The key advantage of the AVR ATmega platform is that the platform is absolutely mature, completely open, and is very scalable. The power of the ability to compile and link a simple C program with avr-gcc, and upload it to an AVR with avrdude (either with a bootloader, or SPI interface) cannot overstated. These tools with avr-libc make the AVR ATmega platform very easy to love, and easy to scale with.
In comparison, the ARM based platforms mentioned, as well as others I’ve not mentioned, suffer from a very fragmented approach to library availability, support from the C compiler, and proprietary approaches uploading compiled code. Specifically, each ARM platform seems to need to have its own libraries and linker scripts and, because of the nature of the ARM licencing, each platform may have different capabilities and ways of servicing its hardware interfaces. All very confusing for me at least.
So why not use a RaspberryPi or a BeagleBoard? Well whilst both of these are great platforms (which I also own and use), they are normally used with a full scale Linux based operating system. Having the systematic overhead of a Hardware Abstraction Layer, and device driver interfaces just takes away the purity of simple one machine instruction equals one physical outcome.
I guess what I’m saying that one day I’ll migrate to ARM based 32 bit systems for this kind of enjoyment, but that day is not today.
This proposal is to implement an Arduino clone using the ATmega1284p MCU, as replacement for the normal ATmega328p MCU, bringing significant improvements and longevity into the existing Arduino platform.
The current Arduino Uno and Leonardo devices cater for many applications, but they are becoming limited for some modern applications, such as Ethernet networking, SD Card storage, and USB based systems. The limitation in SRAM in the 328p and 32u4 is the most apparent issue, and this is the most difficult to supplement with external components. The Uno R3 platform is too small for demanding applications, and therefore not the right solution.
Arduino Mega devices are available which provide more RAM (but still less than Goldilocks) and many more interface pins, but unfortunately many of the standard Arduino Shields will not work with the Mega, unless you are prepared to hack them. The Mega platform is too big for the standard Shields, and therefore not the right solution.

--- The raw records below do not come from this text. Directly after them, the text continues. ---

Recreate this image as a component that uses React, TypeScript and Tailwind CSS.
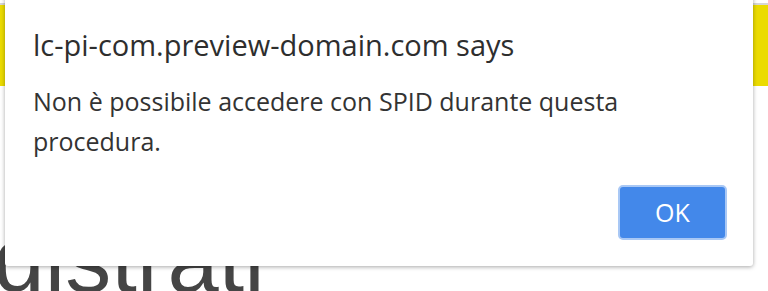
export default function App() {
  return (
    <div className="relative h-[291px] w-[768px] overflow-hidden bg-white font-['Open_Sans',sans-serif]">
      {/* page behind the alert */}
      <div className="pt-[3px]">
        <div className="h-[2px] bg-[#d6d6d6]" />
        <div className="h-[81px] bg-[#ebdb00]" />
        <div className="mt-[128px] -ml-[124px] whitespace-nowrap font-['Liberation_Sans',sans-serif] text-[92px] leading-none text-[#454545]">
          Registrati
        </div>
      </div>

      {/* alert dialog */}
      <div className="absolute left-[5px] top-[-10px] flex h-[276px] w-[748px] flex-col rounded-b-[3px] bg-white pl-[28px] pr-[26px] shadow-[0_1px_4px_rgba(0,0,0,0.35)]">
        <div className="mt-[35px] text-[29px] leading-[40px] text-[#2e2e2e]">lc-pi-com.preview-domain.com says</div>
        <div className="mt-[16px] w-[640px] text-[25px] leading-[40px] text-[#333]">
          Non è possibile accedere con SPID durante questa procedura.
        </div>
        <div className="mt-auto mb-[26px] flex justify-end">
          <button className="h-[55px] w-[109px] rounded-[5px] border-2 border-[#a9c8f5] bg-[#4388ea] text-[25px] text-white">
            OK
          </button>
        </div>
      </div>
    </div>
  );
}
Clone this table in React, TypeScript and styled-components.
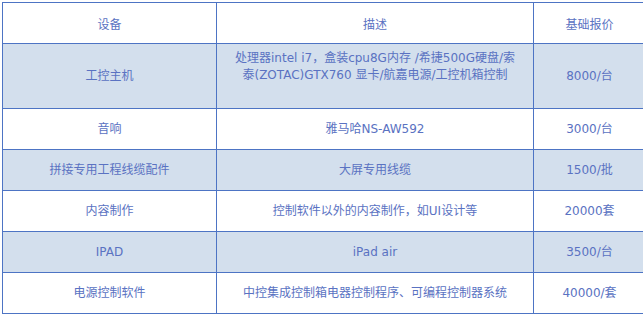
import React from 'react';
import styled, { createGlobalStyle } from 'styled-components';

const GlobalStyle = createGlobalStyle`
  html, body {
    margin: 0;
    padding: 0;
    background: #ffffff;
  }
`;

const Page = styled.div`
  padding: 2px 2px 0 2px;
  font-family: "DejaVu Sans", "Noto Sans CJK SC", sans-serif;
  font-size: 12px;
  color: #5a72c2;
`;

const Table = styled.table`
  width: 640px;
  border-collapse: collapse;
  table-layout: fixed;
`;

const Th = styled.th<{ $w: number }>`
  width: ${(p) => p.$w}px;
  height: 40px;
  padding: 0;
  border: 1px solid #4d74c4;
  font-weight: normal;
  text-align: center;
  vertical-align: middle;
`;

const Row = styled.tr<{ $shaded?: boolean; $tall?: boolean }>`
  height: ${(p) => (p.$tall ? 65 : 41)}px;
  background: ${(p) => (p.$shaded ? '#d3dfed' : '#ffffff')};
`;

const Td = styled.td<{ $top?: boolean }>`
  padding: ${(p) => (p.$top ? '6px 4px 0' : '0 4px')};
  border: 1px solid #4d74c4;
  text-align: center;
  vertical-align: ${(p) => (p.$top ? 'top' : 'middle')};
  line-height: 17px;
  white-space: nowrap;
`;

type Item = {
  name: string;
  desc: React.ReactNode;
  price: string;
  tall?: boolean;
};

const items: Item[] = [
  {
    name: '工控主机',
    desc: (
      <>
        处理器intel i7，盒装cpu8G内存 /希捷500G硬盘/索
        <br />
        泰(ZOTAC)GTX760 显卡/航嘉电源/工控机箱控制
      </>
    ),
    price: '8000/台',
    tall: true,
  },
  { name: '音响', desc: '雅马哈NS-AW592', price: '3000/台' },
  { name: '拼接专用工程线缆配件', desc: '大屏专用线缆', price: '1500/批' },
  { name: '内容制作', desc: '控制软件以外的内容制作，如UI设计等', price: '20000套' },
  { name: 'IPAD', desc: 'iPad air', price: '3500/台' },
  { name: '电源控制软件', desc: '中控集成控制箱电器控制程序、可编程控制器系统', price: '40000/套' },
];

const App: React.FC = () => {
  return (
    <Page>
      <GlobalStyle />
      <Table>
        <thead>
          <tr>
            <Th $w={213}>设备</Th>
            <Th $w={316}>描述</Th>
            <Th $w={111}>基础报价</Th>
          </tr>
        </thead>
        <tbody>
          {items.map((it, i) => (
            <Row key={i} $shaded={i % 2 === 0} $tall={it.tall}>
              <Td>{it.name}</Td>
              <Td $top={it.tall}>{it.desc}</Td>
              <Td>{it.price}</Td>
            </Row>
          ))}
        </tbody>
      </Table>
    </Page>
  );
};

export default App;
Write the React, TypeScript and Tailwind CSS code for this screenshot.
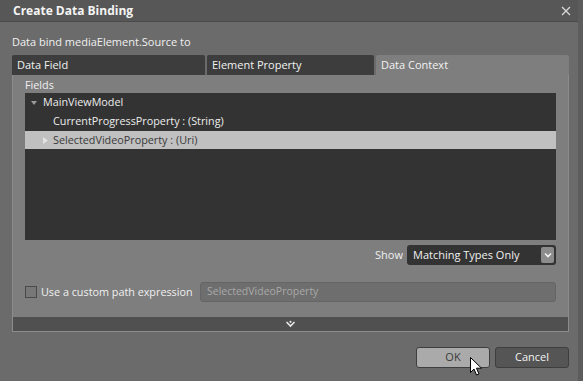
import React from "react";

const font = { fontFamily: '"Open Sans", "Noto Sans", sans-serif' };

const Tab = ({ label, active }: { label: string; active?: boolean }) => (
  <div
    className={
      "h-[20px] flex items-center px-[5px] rounded-t-[2px] text-[11px] " +
      (active ? "bg-[#7e7e7e] text-[#f2f2f2]" : "bg-[#3d3d3d] text-[#f2f2f2]")
    }
  >
    {label}
  </div>
);

export default function App() {
  return (
    <div
      className="relative w-[583px] h-[381px] bg-[#6b6b6b] border-r-[5px] border-[#5c5c5c] flex flex-col overflow-hidden"
      style={font}
    >
      {/* title bar */}
      <div className="h-[22px] shrink-0 bg-[#575757] border-b border-[#4b4b4b] flex items-center justify-between pl-[13px] pr-[7px]">
        <span className="text-[12px] font-bold text-[#f4f4f4] leading-none">Create Data Binding</span>
        <svg width="10" height="10" viewBox="0 0 10 10">
          <path d="M1 1 L9 9 M9 1 L1 9" stroke="#d8d8d8" strokeWidth="1.3" />
        </svg>
      </div>

      <div className="flex flex-col pl-[12px] pr-[9px] pt-[12px]">
        <div className="text-[11px] leading-[16px] text-[#f0f0f0]">Data bind mediaElement.Source to</div>

        {/* tabs */}
        <div className="mt-[5px] grid grid-cols-[193px_167px_1fr] gap-[2px]">
          <Tab label="Data Field" />
          <Tab label="Element Property" />
          <Tab label="Data Context" active />
        </div>

        {/* panel */}
        <div className="bg-[#7e7e7e] border-x border-b border-[#8c8c8c] flex flex-col">
          <div className="flex flex-col px-[12px] pt-[3px] pb-[15px]">
            <div className="text-[10.8px] leading-[14px] text-[#f0f0f0]">Fields</div>
            <div className="mt-[1px] h-[147px] bg-[#333333] flex flex-col text-[10.8px] text-[#ededed]">
              <div className="h-[19px] flex items-center pl-[6px]">
                <svg width="6" height="6" viewBox="0 0 6 6" className="mr-[6px]">
                  <path d="M0 1 L6 1 L3 5 Z" fill="#9a9a9a" />
                </svg>
                MainViewModel
              </div>
              <div className="h-[19px] flex items-center pl-[28px]">CurrentProgressProperty : (String)</div>
              <div className="h-[18px] flex items-center pl-[18px] bg-[#c0c0c0] text-[#3a3a3a]">
                <svg width="5" height="7" viewBox="0 0 5 7" className="mr-[5px]">
                  <path d="M0 0 L5 3.5 L0 7 Z" fill="#e2e2e2" />
                </svg>
                SelectedVideoProperty : (Uri)
              </div>
            </div>

            <div className="mt-[5px] flex items-center justify-end gap-[4px]">
              <span className="text-[11px] text-[#f0f0f0]">Show</span>
              <div className="w-[149px] h-[20px] bg-[#333333] rounded-[3px] flex items-center justify-between pl-[6px] pr-[2px]">
                <span className="text-[11px] text-[#f0f0f0]">Matching Types Only</span>
                <div className="w-[13px] h-[16px] rounded-[2px] bg-[#8c8c8c] flex items-center justify-center">
                  <svg width="8" height="6" viewBox="0 0 8 6">
                    <path d="M1 1.5 L4 4.5 L7 1.5" stroke="#f2f2f2" strokeWidth="1.6" fill="none" />
                  </svg>
                </div>
              </div>
            </div>

            <div className="mt-[17px] h-[20px] flex items-center">
              <div className="w-[12px] h-[12px] bg-[#777777] border border-[#4a4a4a]" />
              <span className="ml-[4px] text-[10.8px] text-[#f0f0f0] w-[159px] whitespace-nowrap">
                Use a custom path expression
              </span>
              <div className="flex-1 h-[20px] bg-[#6e6e6e] border border-[#656565] rounded-[3px] flex items-center pl-[6px]">
                <span className="text-[10.5px] text-[#a9a9a9]">SelectedVideoProperty</span>
              </div>
            </div>
          </div>

          <div className="h-[14px] bg-[#505050] flex items-center justify-center">
            <svg width="11" height="8" viewBox="0 0 11 8">
              <path d="M1.5 2 L5.5 6 L9.5 2" stroke="#e8e8e8" strokeWidth="1.6" fill="none" />
              <circle cx="5.5" cy="1.8" r="1.1" fill="#e8e8e8" />
            </svg>
          </div>
        </div>

        {/* buttons */}
        <div className="mt-[15px] flex justify-end gap-[5px]">
          <div className="w-[74px] h-[21px] rounded-[3px] bg-[#aaaaaa] border border-[#3e3e3e] flex items-center justify-center text-[11px] text-[#3a3a3a]">
            OK
          </div>
          <div className="w-[74px] h-[21px] rounded-[3px] bg-[#555555] border border-[#3e3e3e] flex items-center justify-center text-[11px] text-[#f2f2f2]">
            Cancel
          </div>
        </div>
      </div>

      {/* mouse cursor */}
      <svg className="absolute left-[470px] top-[357px]" width="13" height="20" viewBox="0 0 13 20">
        <path
          d="M0.5 0.5 L0.5 15.5 L4 12 L6.5 18 L9 17 L6.5 11.2 L11.5 11.2 Z"
          fill="#ffffff"
          stroke="#000000"
          strokeWidth="1"
          strokeLinejoin="round"
        />
      </svg>
    </div>
  );
}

Arduino and others are moving towards 32 bit MCU devices, including ARM Cortex based platforms such as the Arduino Due, which brings significantly more resource into play, but these platforms will require a major re-education of users, and may actually fragment the Arduino user group. Also, these ARM processor based devices must be operated at 3.3V and can only supply 4mA per I/O, which makes them incompatible with many of the existing Arduino Shields.
I believe the Goldilocks solution is to use the Arduino Uno / Leonardo R3 physical format, for 100% Arduino Shield compatibility at 5V and with the standard pin layout. But using the ATmega1284p processor to provide significant improvements in RAM, FLASH, EEPROM, interfaces, and other factors.
I’ve been working with Arduino devices now for some years, and have found that my interest remains in fully understanding the way the “bare metal” processor is working. The Arduino platform gives me that opportunity. https://sourceforge.net/projects/avrfreertos/
Whilst many argue that the days of 8 bit processors are numbered, and that devices such as the Raspberry Pi are the future, I would say that there remains a need for very simple, but very capable platforms, such as the “Goldilocks” platform proposed here. Raspberry Pi and others are essentially Linux machines, and are addressing different needs to this platform.
The 1284p MCU has already been used by the RepRap project as a platform in their minimalist Arduino platform, as a result of them experiencing similar resource limitation issues. The RepRap 1284p platform maintains Arduino code compatibility (boot-loader, board descriptions, avrdude) but abandons physical compatibility, as theirs is a special purpose application and has no need to support Arduino Shields.
Similarly Pololu use the 1284p in their Orangutan SVP platform, but again theirs is a special application, which incorporates many robotics interfaces, and deviates from both the Arduino physical and software platform. Pololu also implement an on-board ISP, which removes the need for the Arduino serial bootloader freeing more space for program code.
This is the final Goldilocks v1.1 board, that was prepared for Pozible Supporters.
Here are some screenshots of the prototype board design.
Differences between 328p and 1284p
The ATmega1284p has a number of significant differences from the 328p that make it a great MCU for the Arduino platform. Some are listed below, in no particular order.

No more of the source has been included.